Krishna Janmashtami commemorates the Birth of Lord Krishna, the eighth avatar of Lord Vishnu. This festival is zestfully celebrated across the country. It occurs between the second half of August to the first half of September, according to the Gregorian Calendar.
The Story of Krishna’s Birth
Krishna is the eighth Avatar of Vishnu, according to Hindu texts. During the Krita Yuga or the First Yuga, a couple named Prishni and Sutapas meditated for several years for a child. So, Lord Vishnu appeared before them. They asked him thrice that he should be born as their child, so he said he would grant their wish three times.
The first time he was born to the couple as Prishnigarbha. The second time, the couple were born as Aditi and Kasyapa and Lord Vishnu was born to them as Vamana the Dwarf. Then in Dwapara Yuga, the couple were born as Devaki and Vasudeva, and he was born as Krishna.
Before Krishna Janmashtami – The Appeal by Bhumi Devi
Bhumi Devi or Mother Earth, in the form of a cow, tearfully appeals to Lord Brahma for help. She is unable to bear the burden of innumerable demons now born in the form of Kshatriyas. Brahma takes her along with all the Devas to Lord Vishnu. He assures them not to worry, he would soon be born on Earth in a full avatar and would rid the world of evil forces.
Mathura and Kamsa
In the meantime, Mathura, the modern Uttar Pradesh, was being ruled by King Ugrasena, a just and wise ruler. However, his son is opposite to him in character. The evil Kamsa craves power. So, he imprisons his father. Kamsa then begins his tyrannical reign, favouring those who praise him and punishing those who dare to question him.
Kamsa has a sister, Devaki and he adores her. When she marries Vasudeva, he takes the reigns of the chariot bearing the couple back home. Just then, a divine voice loudly predicts that the eighth child born to Devaki would kill him. Enraged, he tries to kill Devaki but Vasudev intervenes and promises to give him each child born to them. Kamsa puts them in prison and kills six of their children. The seventh child is divinely transferred to the womb of Vasudev’s first wife Rohini and is born as Balarama.
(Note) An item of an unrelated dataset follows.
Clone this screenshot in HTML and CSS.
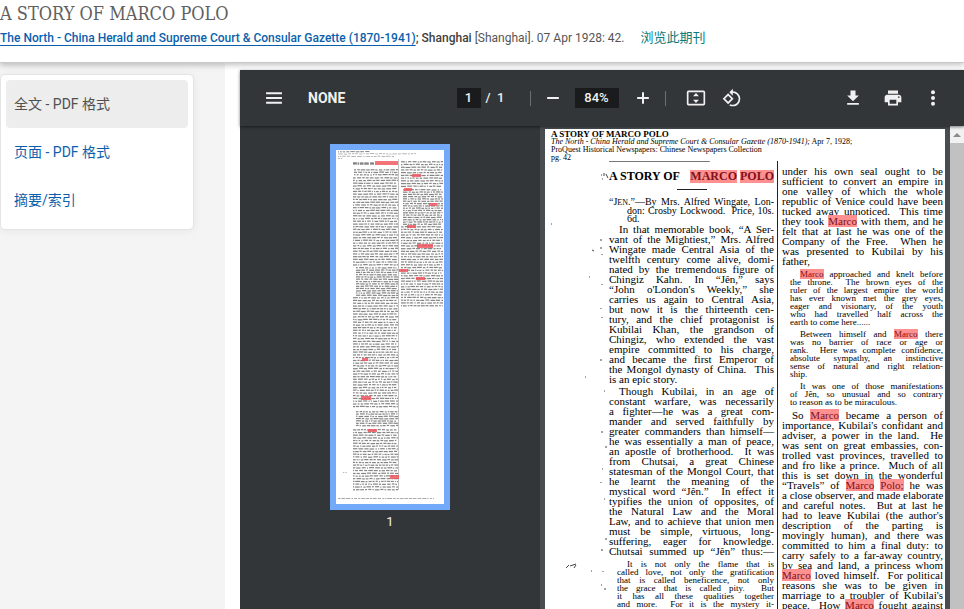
FILE: index.html
```html
<!DOCTYPE html>
<html lang="zh-CN">
<head>
<meta charset="utf-8">
<title>A STORY OF MARCO POLO</title>
<link rel="stylesheet" href="styles.css">
</head>
<body>
<header class="doc-header">
  <h1>A STORY OF MARCO POLO</h1>
  <p class="citation"><a class="source" href="#">The North - China Herald and Supreme Court &amp; Consular Gazette (1870-1941)</a><b>; Shanghai</b> [Shanghai]. 07 Apr 1928: 42.<a class="browse" href="#">浏览此期刊</a></p>
</header>
<main class="content">
  <aside class="side">
    <nav class="formats">
      <a class="current" href="#">全文 - PDF 格式</a>
      <a href="#">页面 - PDF 格式</a>
      <a href="#">摘要/索引</a>
    </nav>
  </aside>
  <section class="viewer">
    <div class="toolbar">
      <div class="group start">
        <button aria-label="Menu"><svg viewBox="0 0 24 24"><path d="M2.500 5h19v2.400h-19zM2.500 10.800h19v2.400h-19zM2.500 16.600h19V19h-19z"/></svg></button>
        <span class="name">NONE</span>
      </div>
      <div class="group">
        <input class="page-no" aria-label="Page" value="1"><span class="total">/&nbsp; 1</span>
        <span class="sep"></span>
        <button aria-label="Zoom out"><svg viewBox="0 0 24 24"><path d="M5 10.800h14v2.400H5z"/></svg></button>
        <input class="zoom" aria-label="Zoom" value="84%">
        <button class="plus" aria-label="Zoom in"><svg viewBox="0 0 24 24"><path d="M19 13.200h-5.800V19h-2.400v-5.800H5v-2.400h5.800V5h2.400v5.800H19z"/></svg></button>
        <span class="sep after"></span>
        <button aria-label="Fit to page"><svg viewBox="0 0 24 24"><path fill-rule="evenodd" d="M3 3h18a2 2 0 0 1 2 2v14a2 2 0 0 1-2 2H3a2 2 0 0 1-2-2V5a2 2 0 0 1 2-2zm0 2v14h18V5zM12 6l3.500 4h-7zM12 18l-3.500-4h7z"/></svg></button>
        <button class="rotate" aria-label="Rotate"><svg viewBox="0 0 24 24"><path d="M7.340 6.410L.860 12.900l6.490 6.480 6.490-6.480-6.500-6.490zM3.690 12.900l3.660-3.660L11 12.900l-3.660 3.660-3.650-3.660zm15.670-6.260A8.950 8.950 0 0 0 13 4V.760L8.760 5 13 9.240V6c1.790 0 3.580.680 4.950 2.050a7.007 7.007 0 0 1 0 9.900 6.973 6.973 0 0 1-7.790 1.440l-1.490 1.490C10.020 21.620 11.510 22 13 22c2.300 0 4.610-.880 6.360-2.640a8.980 8.980 0 0 0 0-12.720z"/></svg></button>
      </div>
      <div class="group end">
        <button aria-label="Download"><svg viewBox="0 0 24 24"><path d="M5 20h14v-2H5v2zM19 9h-4V3H9v6H5l7 7 7-7z"/></svg></button>
        <button aria-label="Print"><svg viewBox="0 0 24 24"><path d="M19 8H5c-1.660 0-3 1.340-3 3v6h4v4h12v-4h4v-6c0-1.660-1.340-3-3-3zm-3 11H8v-5h8v5zm3-7c-.550 0-1-.450-1-1s.450-1 1-1 1 .450 1 1-.450 1-1 1zm-1-9H6v4h12V3z"/></svg></button>
        <button aria-label="More"><svg viewBox="0 0 24 24"><circle cx="12" cy="5" r="2.400"/><circle cx="12" cy="12" r="2.400"/><circle cx="12" cy="19" r="2.400"/></svg></button>
      </div>
    </div>
    <div class="panes">
      <div class="thumbs">
        <svg class="thumb" id="thumb" viewBox="0 0 108 354" aria-hidden="true"></svg>
        <span class="thumb-no">1</span>
      </div>
      <div class="canvas">
        <article class="page">
          <header class="page-head">
            <b>A STORY OF MARCO POLO</b>
            <div><i>The North - China Herald and Supreme Court &amp; Consular Gazette (1870-1941);</i> Apr 7, 1928;</div>
            <div>ProQuest Historical Newspapers: Chinese Newspapers Collection</div>
            <div>pg. 42</div>
          </header>
          <svg class="specks" viewBox="0 0 64 480" aria-hidden="true"><path d="M56 46h1M59 44v3M61 45l2 4M57 50h1M6 95h1M47 121l2 1M56 110v2M56 118v2M57 125v1M44 148h1M57 155v1M56 179v1M57 188v1M40 248h1M56 230v2M59 262h1M57 302v2M60 318h2M57 340h1M56 353v1M59 370h1M21 439l3-3M25 437l6-2M29 439l2-3M46 442h1M57 420v2M60 410h2M58 442v1M56 456h1M59 460h2"/></svg>
          <div class="col left">
            <h2>A STORY OF <span><mark>MARCO</mark> <mark>POLO</mark></span></h2>
            <hr>
            <p class="notice"><span>“J<small>EN</small>.”—By Mrs. Alfred Wingate, Lon-</span><span class="in">don: Crosby Lockwood.&nbsp; Price, 10s.</span><span class="in last">6d.</span></p>
            <p><span class="first">In that memorable book, “A Ser-</span><span>vant of the Mightiest,” Mrs. Alfred</span><span>Wingate made Central Asia of the</span><span>twelfth century come alive, domi-</span><span>nated by the tremendous figure of</span><span>Chingiz Kahn. In “Jên,” says</span><span>“John o'London's Weekly,” she</span><span>carries us again to Central Asia,</span><span>but now it is the thirteenth cen-</span><span>tury, and the chief protagonist is</span><span>Kubilai Khan, the grandson of</span><span>Chingiz, who extended the vast</span><span>empire committed to his charge,</span><span>and became the first Emperor of</span><span>the Mongol dynasty of China.&nbsp; This</span><span class="last">is an epic story.</span></p>
            <p><span class="first">Though Kubilai, in an age of</span><span>constant warfare, was necessarily</span><span>a fighter—he was a great com-</span><span>mander and served faithfully by</span><span>greater commanders than himself—</span><span>he was essentially a man of peace,</span><span>an apostle of brotherhood.&nbsp; It was</span><span>from Chutsai, a great Chinese</span><span>statesman of the Mongol Court, that</span><span>he learnt the meaning of the</span><span>mystical word “Jên.”&nbsp; In effect it</span><span>typifies the union of opposites, of</span><span>the Natural Law and the Moral</span><span>Law, and to achieve that union men</span><span>must be simple, virtuous, long-</span><span>suffering, eager for knowledge.</span><span>Chutsai summed up “Jên” thus:—</span></p>
            <p class="quote"><span class="first">It is not only the flame that is</span><span>called love, not only the gratification</span><span>that is called beneficence, not only</span><span>the grace that is called pity.&nbsp; But</span><span>it has all these qualities together</span><span>and more.&nbsp; For it is the mystery it-</span></p>
          </div>
          <div class="col right">
            <p><span>under his own seal ought to be</span><span>sufficient to convert an empire in</span><span>one valley of which the whole</span><span>republic of Venice could have been</span><span>tucked away unnoticed.&nbsp; This time</span><span>they took <mark>Marco</mark> with them, and he</span><span>felt that at last he was one of the</span><span>Company of the Free.&nbsp; When he</span><span>was presented to Kubilai by his</span><span class="last">father,</span></p>
            <p class="quote"><span class="first"><mark>Marco</mark> approached and knelt before</span><span>the throne.&nbsp; The brown eyes of the</span><span>ruler of the largest empire the world</span><span>has ever known met the grey eyes,</span><span>eager and visionary, of the youth</span><span>who had travelled half across the</span><span class="last">earth to come here......</span></p>
            <p class="quote next"><span class="first">Between himself and <mark>Marco</mark> there</span><span>was no barrier of race or age or</span><span>rank.&nbsp; Here was complete confidence,</span><span>absolute sympathy, an instinctive</span><span>sense of natural and right relation-</span><span class="last">ship.</span></p>
            <p class="quote"><span class="first">It was one of those manifestations</span><span>of Jên, so unusual and so contrary</span><span class="last">to reason as to be miraculous.</span></p>
            <p><span class="first">So <mark>Marco</mark> became a person of</span><span>importance, Kubilai's confidant and</span><span>adviser, a power in the land.&nbsp; He</span><span>was sent on great embassies, con-</span><span>trolled vast provinces, travelled to</span><span>and fro like a prince.&nbsp; Much of all</span><span>this is set down in the wonderful</span><span>“Travels” of <mark>Marco</mark> <mark>Polo;</mark> he was</span><span>a close observer, and made elaborate</span><span>and careful notes.&nbsp; But at last he</span><span>had to leave Kubilai (the author's</span><span>description of the parting is</span><span>movingly human), and there was</span><span>committed to him a final duty: to</span><span>carry safely to a far-away country,</span><span>by sea and land, a princess whom</span><span><mark>Marco</mark> loved himself.&nbsp; For political</span><span>reasons she was to be given in</span><span>marriage to a troubler of Kubilai's</span><span>peace.&nbsp; How <mark>Marco</mark> fought against</span></p>
          </div>
        </article>
        <div class="scrollbar" aria-hidden="true"><svg viewBox="0 0 14 17"><path d="M3 11l4-4 4 4z"/></svg></div>
      </div>
    </div>
  </section>
</main>
<script src="thumb.js"></script>
</body>
</html>
```
FILE: styles.css
```css
* { box-sizing: border-box; }
body {
  margin: 0;
  height: 100vh;
  display: flex;
  flex-direction: column;
  overflow: hidden;
  background: #fff;
  color: #555;
  font: 12px/20px Roboto, "Noto Sans CJK SC", sans-serif;
}
h1, h2, p { margin: 0; font-weight: 400; }
a { color: #0b5fad; text-decoration: none; }

.doc-header {
  position: relative;
  z-index: 1;
  height: 63px;
  flex: none;
  border-bottom: 1px solid #c8cac9;
  box-shadow: 0 2px 6px rgba(0, 0, 0, .25);
  background: #fff;
}
h1 {
  font: 18px/28px "DejaVu Serif Condensed", "DejaVu Serif", serif;
  color: #606060;
}
.citation { white-space: nowrap; }
.source { font-weight: 500; text-decoration: underline; text-underline-offset: 3px; text-decoration-thickness: 1px; }
.citation b { font-weight: 500; color: #404040; }
.browse { margin-left: 16px; font-size: 13px; color: #0c7a78; }

.content { flex: 1; min-height: 0; display: flex; }
.side { flex: none; width: 225px; padding: 11px 31px 0 0; background: #f4f4f4; }
.formats {
  padding: 5px;
  border: 1px solid #e4e4e4;
  border-radius: 5px;
  background: #fff;
  box-shadow: 0 1px 8px rgba(0, 0, 0, .06);
}
.formats a { display: block; padding: 0 8px; border-radius: 4px; font-size: 14px; line-height: 48px; }
.formats .current { background: #ededed; color: #505050; }

.viewer {
  flex: 1;
  min-width: 0;
  margin: 7px 0 0 15px;
  display: flex;
  flex-direction: column;
  background: #323639;
  color: #f1f1f1;
}
.toolbar {
  position: relative;
  flex: none;
  display: grid;
  grid-template-columns: 1fr auto 1fr;
  align-items: center;
  height: 56px;
  box-shadow: 0 1px 3px rgba(0, 0, 0, .5);
}
.group { display: flex; align-items: center; }
.start { padding-left: 18px; gap: 18px; }
.end { justify-content: flex-end; gap: 8px; padding-right: 15px; }
.name { font-size: 14px; font-weight: 700; }
button {
  width: 32px;
  height: 32px;
  padding: 6px;
  border: 0;
  background: none;
}
button svg { display: block; width: 20px; height: 20px; fill: #f1f1f1; }
input {
  height: 20px;
  padding: 0;
  border: 0;
  background: #191b1c;
  color: #f1f1f1;
  text-align: center;
  font: 500 13px/20px Roboto, sans-serif;
}
.page-no { width: 24px; }
.zoom { width: 44px; margin: 0 8px 0 6px; }
.total { width: 48px; padding-left: 5px; font-size: 13px; font-weight: 500; }
.sep { width: 1px; height: 15px; margin: 0 6px 0 1px; background: #6d7073; }
.after { margin: 0 14px 0 6px; }
.rotate { margin-left: 4px; }

.panes { flex: 1; min-height: 0; display: flex; }
.thumbs { flex: none; width: 300px; padding-top: 18px; display: flex; flex-direction: column; align-items: center; }
.thumb { width: 120px; height: 366px; flex: none; border: 6px solid #72a9f8; background: #fff; }
.thumb-no { font-size: 13px; line-height: 24px; }
.thumb .ink { fill: #333; opacity: .6; }
.thumb .hit { fill: #f0505a; opacity: .8; }

.canvas { flex: 1; min-width: 0; display: flex; gap: 5px; padding-left: 5px; background: #484d51; overflow: hidden; }
.scrollbar { flex: none; width: 14px; background: #c1c1c1; }
.scrollbar svg { display: block; width: 14px; height: 17px; background: #f1f1f1; fill: #8a8a8a; }

.page {
  position: relative;
  flex: 1;
  min-width: 0;
  margin-top: 3px;
  display: grid;
  grid-template-rows: 32px auto;
  grid-template-columns: 64px minmax(0, 169fr) minmax(0, 167fr);
  background: #fff;
  color: #000;
  font: 11px/10px "Liberation Serif", serif;
}
.page-head { grid-column: 1 / -1; padding: 1px 0 0 6px; font-size: 8px; line-height: 8px; white-space: nowrap; }
.page-head b { display: block; font-size: 9px; }
.specks { width: 64px; height: 480px; margin-top: -32px; fill: none; stroke: #444; stroke-width: 1; }
.left {
  padding-right: 3px;
  border-right: 1px solid #222;
  background: linear-gradient(#777, #777) no-repeat 0 0 / 60% 1px;
}
.right { padding: 5px 2px 0 4px; }
h2 {
  display: flex;
  justify-content: space-between;
  align-items: center;
  height: 28px;
  padding-top: 2px;
  font-size: 12px;
  font-weight: 700;
  line-height: 13px;
  white-space: nowrap;
}
mark { background: #ff9090; color: #80101a; }
h2 mark { display: inline-block; }
hr { width: 30px; height: 1px; margin: 0 auto 8px; border: 0; background: #222; }
.col p { margin-bottom: 2px; }
.col p > span { display: block; white-space: nowrap; text-align: justify; text-align-last: justify; }
.col p > .last { text-align-last: left; }
.col p > .first { padding-left: 10px; }
.col .notice { margin-bottom: 1px; line-height: 8px; font-size: 10px; }
.notice .in { padding-left: 18px; }
.notice small { font-size: 8px; }
.col .quote { padding-left: 8px; margin: 4px 0; font-size: 9px; line-height: 8px; }
.col .next { margin-top: 0; }
```
FILE: thumb.js
```js
// Draws the miniature page: rows of words in two columns, then the search hits.
const svg = document.getElementById('thumb');
let seed = 7;
const rand = () => (seed = (seed * 16807) % 2147483647) / 2147483647;
const box = (x, y, w, h, cls) => {
  const r = document.createElementNS('http://www.w3.org/2000/svg', 'rect');
  r.setAttribute('x', x);
  r.setAttribute('y', y);
  r.setAttribute('width', w);
  r.setAttribute('height', h);
  r.setAttribute('class', cls);
  svg.appendChild(r);
};
const row = (x, end, y, h) => {
  while (x < end - 1) {
    const w = Math.min(1 + rand() * 4, end - x);
    box(x, y + rand() * 0.4, w, h, 'ink');
    x += w + 0.7 + rand() * 0.6;
  }
};
const column = (x, end, from, to, pitch) => {
  for (let y = from; y < to; y += pitch) row(x, end, y, 1.2);
};
row(2, 34, 1, 1);
row(2, 80, 3.4, 0.6);
row(2, 58, 5.8, 0.6);
row(2, 8, 8, 0.6);
row(17, 38, 12, 2.4);
column(18, 62, 19, 25, 2.5);
column(17, 62, 27, 115, 2.72);
column(20, 62, 117, 145, 2.3);
column(17, 62, 147, 258, 2.72);
column(20, 62, 261, 277, 2.3);
column(17, 62, 279, 340, 2.72);
column(65, 107, 11, 36, 2.72);
column(67, 107, 39, 74, 2.3);
column(65, 107, 76, 157, 2.72);
box(62.5, 9, 0.5, 331, 'ink');
row(2, 98, 348, 0.7);
row(7, 12, 322, 0.6);
[[39, 11, 23, 4], [76, 24, 9, 3], [68, 38, 8, 3], [93, 53, 8, 3], [71, 75, 9, 3],
 [81, 94, 16, 4], [63, 119, 9, 3], [80, 127, 9, 3], [26, 208, 6, 3], [25, 246, 10, 4],
 [32, 279, 9, 3], [54, 325, 9, 4]].forEach(([x, y, w, h]) => box(x, y, w, h, 'hit'));
```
The First Krishna Janmashtami
On the Eighth Day of Krishna Paksha in the month of Bhadrapada (Aug-Sep), Krishna was born as the eighth child of Devaki and Vasudeva. On his birth, their prison cell is illuminated and they see a divine four-armed child holding tiny versions of Lord Vishnu’s weapons in his hands. The child then transforms into a normal baby and instructs Vasudev to take him to his friend Nandagopa’s house and exchange him for their newborn daughter.
The shackles that bind Vasudeva’s feet break, the prison cell door opens. The guards are asleep, it is the middle of the night. In the pouring rain, Vasudeva makes the journey to Gokula and leaves his child near the sleeping Yashoda, Nandagopa’s wife. He brings back the lovely female child, feeling sure Kamsa will spare this child as it is female and the prediction was about a boy. Nevertheless, when Kamsa hears of the newborn child, he comes raging in and snatches the baby from Devaki, intending to kill it. However, the child slips from his hands and appears as the lovely but fearsome Warrior Goddess Durga. She tells him that the child who would kill him is safe and growing up somewhere else.
This is the story of Krishna’s birth, described in the Puranas.
Krishna Janmashtami Fasting
Many devotees undertake a fast leading up to Janmashtami. They believe that this cleanses their mind and paves the way for Moksha or liberation. There are two types of Krishna Janmashtami Fasting:
Nirjala: In this type of fasting, devotees abstain from all food and don’t even drink a drop of water. Finally, they take the Prasad or the offerings made to Lord Krishna and break their fast.
Phalahara: This is a modified version for those who can’t completely abstain from food. These devotees just consume some milk and fruit to sustain them and do not take anything else until after the Krishna Janmashtami Aarti.
Puja and Aarti
Janmashtami celebrations include the singing of bhajans and kirtans. The formal ceremony begins with a Puja, then sweets, butter, and fruits are offered to little Krishna. It concludes with the singing of the Krishna Janmashtami Aarti song.
Krishna Janmashtami Celebration
Krishna Janmashtami is celebrated with great fervor throughout the country. This includes singing bhajans and kirtans, visiting Krishna temples, dancing, and reenactments of Krishna’s childhood antics. Children dress up as Krishna. In the South, women draw patterns of little feet using rice flour mixed with water. These represent the coming of little Krishna to their homes.
Devotees celebrate this occasion with sweets and savouries, with delicious milk sweets, fruits, and butter. Krishna was a cowherd and he loved butter and milk. So these are special offerings to him along with many wild fruits like Jambu fruit.
Krishna Janmashtami is a joyful celebration of the Birth of Krishna. Song and dance and feasting after a Fast are part of the festivities.